His statements also zeroed in on governance mechanisms that should directly fund development work. In this way decisions at the top would align with the eventual technical implementation.
Proof is in the pudding
As forthright as Yakovenko may be in his messaging, Solana’s achievements in 2025 do give a lot of credibility to his thinking.
Compared to the previous year, Solana block space grew some 25% to further enhance user experience and lower fees in the process.
In addition, the network welcomed new teams of decentralised finance (DeFi) specialists who succeeded in turning it into a high-throughput financial platform.
Such was Solana’s impact that the entire crypto industry started mulling the possibility of establishing a type of “decentralised NASDAQ”.

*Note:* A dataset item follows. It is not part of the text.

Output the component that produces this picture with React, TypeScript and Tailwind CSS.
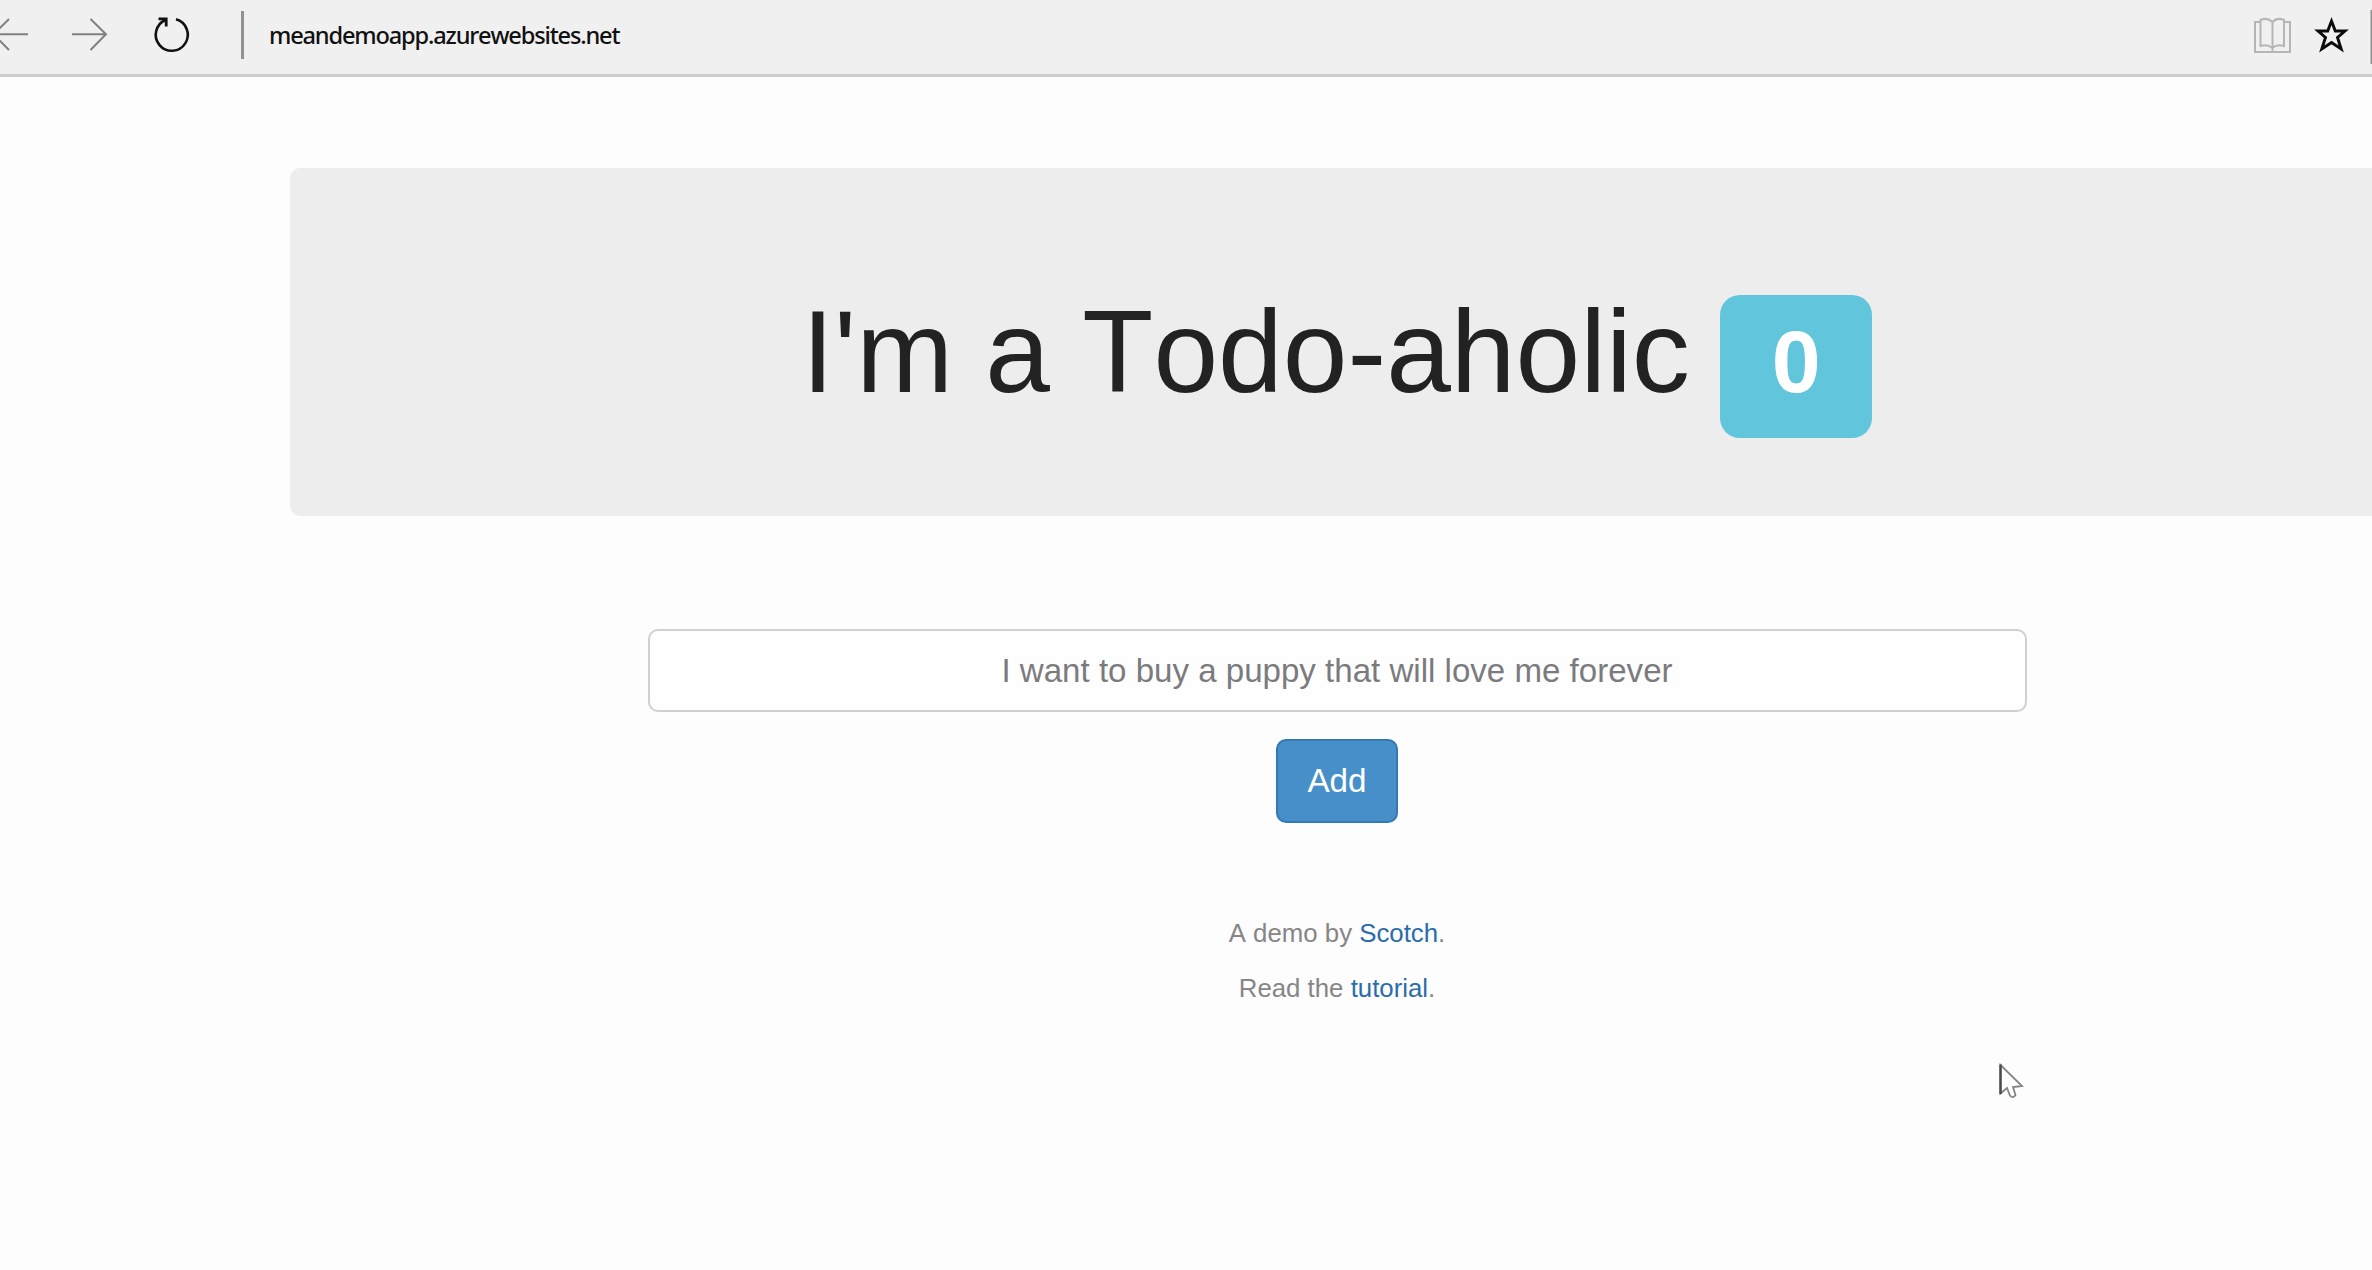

It was moonshot thinking based on measurable outcomes – just the way Yakovenko likes to proceed.
There’s always a next
Solana will soon unleash its Alpenglow consensus upgrade, which is expected to greatly improve reliability and reduce transaction finalisation times from twelve seconds to one.
Analysts see this as a key moment for Solana as it increasingly enters the domain of high-stakes financial activity associated with traditional institutions.
Even then, Yakovenko is unlikely to rest on his laurels.
As he reminded his followers on X: “You should always count on there being a next version of solana.”